• **SHORT EXERCISE**:
Make an exact copy of the lines, leaving the pictures out.

**** INPUT ****

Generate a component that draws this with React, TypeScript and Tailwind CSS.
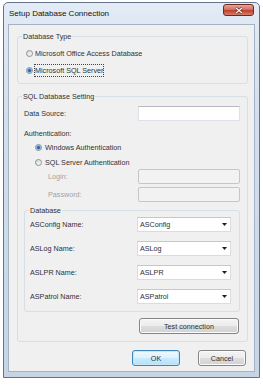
import React from 'react';

function Radio({ checked }: { checked?: boolean }) {
  return (
    <span className="w-[7px] h-[7px] rounded-full border border-[#8c8f92] bg-gradient-to-br from-[#d4d6d8] to-[#fbfbfb] flex items-center justify-center shrink-0">
      {checked && (
        <span className="w-[3px] h-[3px] rounded-full bg-[#2c62a0] shadow-[0_0_0_1px_#7fb0e0]" />
      )}
    </span>
  );
}

function Combo({ value }: { value: string }) {
  return (
    <div className="w-[94px] h-[15px] bg-white border border-[#d9dce1] border-t-[#c4c7cc] flex items-center justify-between pl-[2px] pr-[3px]">
      <span>{value}</span>
      <svg width="5" height="3" viewBox="0 0 5 3">
        <polygon points="0,0 5,0 2.5,3" fill="#1e1e1e" />
      </svg>
    </div>
  );
}

const buttonClass =
  'h-[16px] rounded-[3px] border border-[#858585] bg-[linear-gradient(#f4f4f4,#ececec_50%,#dedede_50%,#d2d2d2)] shadow-[inset_0_0_0_1px_#fbfbfb] flex items-center justify-center';

export default function App() {
  const dbRows = [
    { label: 'ASConfig Name:', value: 'ASConfig' },
    { label: 'ASLog Name:', value: 'ASLog' },
    { label: 'ASLPR Name:', value: 'ASLPR' },
    { label: 'ASPatrol Name:', value: 'ASPatrol' },
  ];

  return (
    <div className="w-[263px] h-[386px] bg-white pl-[3px] pt-[2px] font-['Liberation_Sans',Arial,sans-serif] text-[7.2px] text-[#303030] leading-[9px]">
      <div className="w-[257px] h-[376px] flex flex-col rounded-t-[5px] border border-[#62748b] bg-[linear-gradient(#e3ebf5,#d3dfec_30%,#c6d4e4)]">
        {/* Title bar */}
        <div className="h-[21px] shrink-0 flex justify-between items-start">
          <span className="ml-[5px] mt-[6px] text-[8px] leading-[10px] text-[#111]">Setup Database Connection</span>
          <div className="mt-[1px] mr-[5px] w-[31px] h-[12px] rounded-[3px] border border-[#6b2a22] bg-[linear-gradient(#e7a597,#d37060_45%,#c2412f_55%,#d3806b)] flex items-center justify-center">
            <svg width="8" height="7" viewBox="0 0 8 7">
              <path d="M1 1 L7 6 M7 1 L1 6" stroke="#5a2018" strokeWidth="2.4" />
              <path d="M1 1 L7 6 M7 1 L1 6" stroke="#ffffff" strokeWidth="1.3" />
            </svg>
          </div>
        </div>

        {/* Client area */}
        <div className="mx-[4px] flex-1 bg-[#f0f0f0] border border-[#a3b2c4] flex flex-col">
          {/* Database Type */}
          <fieldset className="mt-[7px] ml-[8px] w-[231px] border border-[#d5dfe5] rounded-[3px]">
            <legend className="ml-[4px] px-[1px]">Database Type</legend>
            <div className="pl-[8px] pt-[4px] pb-[4px] flex flex-col">
              <div className="h-[17px] flex items-center gap-[2px]">
                <Radio />
                <span>Microsoft Office Access Database</span>
              </div>
              <div className="h-[17px] flex items-center gap-[2px]">
                <Radio checked />
                <span className="outline outline-1 outline-dotted outline-[#444] py-[1px]">Microsoft SQL Server</span>
              </div>
            </div>
          </fieldset>

          {/* SQL Database Setting */}
          <fieldset className="mt-[8px] ml-[8px] w-[231px] border border-[#d5dfe5] rounded-[3px]">
            <legend className="ml-[4px] px-[1px]">SQL Database Setting</legend>
            <div className="pl-[6px] pr-[7px] pb-[7px] flex flex-col">
              <div className="mt-[5px] h-[15px] flex items-center">
                <span className="w-[114px]">Data Source:</span>
                <div className="w-[102px] h-[15px] bg-white border border-[#dde1e7] border-t-[#b7babf]" />
              </div>
              <div className="mt-[8px] h-[10px] leading-[10px]">Authentication:</div>
              <div className="mt-[1px] h-[15px] pl-[11px] flex items-center gap-[3px]">
                <Radio checked />
                <span>Windows Authentication</span>
              </div>
              <div className="h-[14px] pl-[11px] flex items-center gap-[3px]">
                <Radio />
                <span>SQL Server Authentication</span>
              </div>
              <div className="h-[15px] flex items-center">
                <span className="w-[114px] pl-[24px] text-[#a3a3a3]">Login:</span>
                <div className="w-[102px] h-[15px] rounded-[2px] bg-[#f2f2f2] border border-[#c6c6c6]" />
              </div>
              <div className="mt-[3px] h-[15px] flex items-center">
                <span className="w-[114px] pl-[24px] text-[#a3a3a3]">Password:</span>
                <div className="w-[102px] h-[15px] rounded-[2px] bg-[#f2f2f2] border border-[#c6c6c6]" />
              </div>

              {/* Database */}
              <fieldset className="mt-[4px] border border-[#d5dfe5] rounded-[3px]">
                <legend className="ml-[4px] px-[1px]">Database</legend>
                <div className="pl-[5px] pr-[8px] pt-[2px] pb-[7px] flex flex-col gap-[9px]">
                  {dbRows.map((row) => (
                    <div key={row.label} className="h-[15px] flex items-center">
                      <span className="w-[107px]">{row.label}</span>
                      <Combo value={row.value} />
                    </div>
                  ))}
                </div>
              </fieldset>

              <button className={`${buttonClass} mt-[6px] self-end mr-[1px] w-[100px]`}>Test connection</button>
            </div>
          </fieldset>

          {/* Dialog buttons */}
          <div className="mt-[8px] pr-[8px] flex justify-end gap-[18px]">
            <button className="w-[48px] h-[16px] rounded-[3px] border border-[#3c85bd] bg-[linear-gradient(#eef8fe,#dff2fd_50%,#c9ebfd_50%,#b8e0f7)] shadow-[inset_0_0_0_1px_#c4e8fb] flex items-center justify-center">
              OK
            </button>
            <button className={`${buttonClass} w-[48px]`}>Cancel</button>
          </div>
        </div>
        <div className="h-[5px] shrink-0" />
      </div>
    </div>
  );
}
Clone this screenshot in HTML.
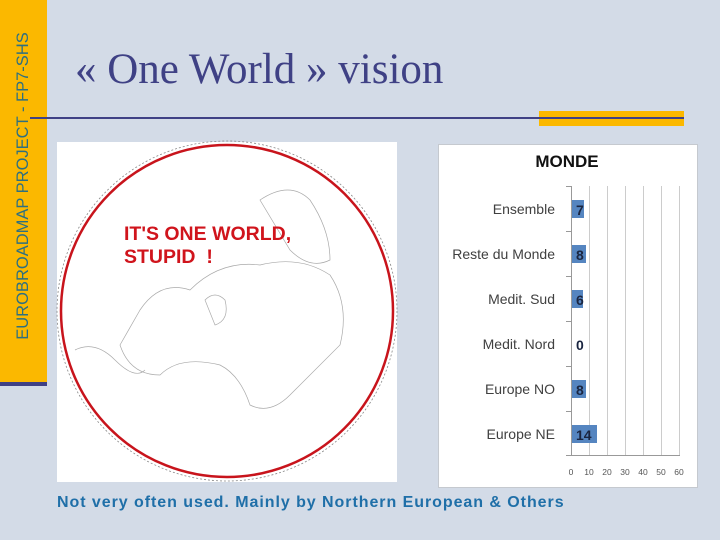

****

• **EXERCISE RESPONSE**:
Generate a component that draws this with React, TypeScript and Tailwind CSS.
import React from 'react';

function Radio({ checked }: { checked?: boolean }) {
  return (
    <span className="w-[7px] h-[7px] rounded-full border border-[#8c8f92] bg-gradient-to-br from-[#d4d6d8] to-[#fbfbfb] flex items-center justify-center shrink-0">
      {checked && (
        <span className="w-[3px] h-[3px] rounded-full bg-[#2c62a0] shadow-[0_0_0_1px_#7fb0e0]" />
      )}
    </span>
  );
}

function Combo({ value }: { value: string }) {
  return (
    <div className="w-[94px] h-[15px] bg-white border border-[#d9dce1] border-t-[#c4c7cc] flex items-center justify-between pl-[2px] pr-[3px]">
      <span>{value}</span>
      <svg width="5" height="3" viewBox="0 0 5 3">
        <polygon points="0,0 5,0 2.5,3" fill="#1e1e1e" />
      </svg>
    </div>
  );
}

const buttonClass =
  'h-[16px] rounded-[3px] border border-[#858585] bg-[linear-gradient(#f4f4f4,#ececec_50%,#dedede_50%,#d2d2d2)] shadow-[inset_0_0_0_1px_#fbfbfb] flex items-center justify-center';

export default function App() {
  const dbRows = [
    { label: 'ASConfig Name:', value: 'ASConfig' },
    { label: 'ASLog Name:', value: 'ASLog' },
    { label: 'ASLPR Name:', value: 'ASLPR' },
    { label: 'ASPatrol Name:', value: 'ASPatrol' },
  ];

  return (
    <div className="w-[263px] h-[386px] bg-white pl-[3px] pt-[2px] font-['Liberation_Sans',Arial,sans-serif] text-[7.2px] text-[#303030] leading-[9px]">
      <div className="w-[257px] h-[376px] flex flex-col rounded-t-[5px] border border-[#62748b] bg-[linear-gradient(#e3ebf5,#d3dfec_30%,#c6d4e4)]">
        {/* Title bar */}
        <div className="h-[21px] shrink-0 flex justify-between items-start">
          <span className="ml-[5px] mt-[6px] text-[8px] leading-[10px] text-[#111]">Setup Database Connection</span>
          <div className="mt-[1px] mr-[5px] w-[31px] h-[12px] rounded-[3px] border border-[#6b2a22] bg-[linear-gradient(#e7a597,#d37060_45%,#c2412f_55%,#d3806b)] flex items-center justify-center">
            <svg width="8" height="7" viewBox="0 0 8 7">
              <path d="M1 1 L7 6 M7 1 L1 6" stroke="#5a2018" strokeWidth="2.4" />
              <path d="M1 1 L7 6 M7 1 L1 6" stroke="#ffffff" strokeWidth="1.3" />
            </svg>
          </div>
        </div>

        {/* Client area */}
        <div className="mx-[4px] flex-1 bg-[#f0f0f0] border border-[#a3b2c4] flex flex-col">
          {/* Database Type */}
          <fieldset className="mt-[7px] ml-[8px] w-[231px] border border-[#d5dfe5] rounded-[3px]">
            <legend className="ml-[4px] px-[1px]">Database Type</legend>
            <div className="pl-[8px] pt-[4px] pb-[4px] flex flex-col">
              <div className="h-[17px] flex items-center gap-[2px]">
                <Radio />
                <span>Microsoft Office Access Database</span>
              </div>
              <div className="h-[17px] flex items-center gap-[2px]">
                <Radio checked />
                <span className="outline outline-1 outline-dotted outline-[#444] py-[1px]">Microsoft SQL Server</span>
              </div>
            </div>
          </fieldset>

          {/* SQL Database Setting */}
          <fieldset className="mt-[8px] ml-[8px] w-[231px] border border-[#d5dfe5] rounded-[3px]">
            <legend className="ml-[4px] px-[1px]">SQL Database Setting</legend>
            <div className="pl-[6px] pr-[7px] pb-[7px] flex flex-col">
              <div className="mt-[5px] h-[15px] flex items-center">
                <span className="w-[114px]">Data Source:</span>
                <div className="w-[102px] h-[15px] bg-white border border-[#dde1e7] border-t-[#b7babf]" />
              </div>
              <div className="mt-[8px] h-[10px] leading-[10px]">Authentication:</div>
              <div className="mt-[1px] h-[15px] pl-[11px] flex items-center gap-[3px]">
                <Radio checked />
                <span>Windows Authentication</span>
              </div>
              <div className="h-[14px] pl-[11px] flex items-center gap-[3px]">
                <Radio />
                <span>SQL Server Authentication</span>
              </div>
              <div className="h-[15px] flex items-center">
                <span className="w-[114px] pl-[24px] text-[#a3a3a3]">Login:</span>
                <div className="w-[102px] h-[15px] rounded-[2px] bg-[#f2f2f2] border border-[#c6c6c6]" />
              </div>
              <div className="mt-[3px] h-[15px] flex items-center">
                <span className="w-[114px] pl-[24px] text-[#a3a3a3]">Password:</span>
                <div className="w-[102px] h-[15px] rounded-[2px] bg-[#f2f2f2] border border-[#c6c6c6]" />
              </div>

              {/* Database */}
              <fieldset className="mt-[4px] border border-[#d5dfe5] rounded-[3px]">
                <legend className="ml-[4px] px-[1px]">Database</legend>
                <div className="pl-[5px] pr-[8px] pt-[2px] pb-[7px] flex flex-col gap-[9px]">
                  {dbRows.map((row) => (
                    <div key={row.label} className="h-[15px] flex items-center">
                      <span className="w-[107px]">{row.label}</span>
                      <Combo value={row.value} />
                    </div>
                  ))}
                </div>
              </fieldset>

              <button className={`${buttonClass} mt-[6px] self-end mr-[1px] w-[100px]`}>Test connection</button>
            </div>
          </fieldset>

          {/* Dialog buttons */}
          <div className="mt-[8px] pr-[8px] flex justify-end gap-[18px]">
            <button className="w-[48px] h-[16px] rounded-[3px] border border-[#3c85bd] bg-[linear-gradient(#eef8fe,#dff2fd_50%,#c9ebfd_50%,#b8e0f7)] shadow-[inset_0_0_0_1px_#c4e8fb] flex items-center justify-center">
              OK
            </button>
            <button className={`${buttonClass} w-[48px]`}>Cancel</button>
          </div>
        </div>
        <div className="h-[5px] shrink-0" />
      </div>
    </div>
  );
}
Clone this screenshot in HTML.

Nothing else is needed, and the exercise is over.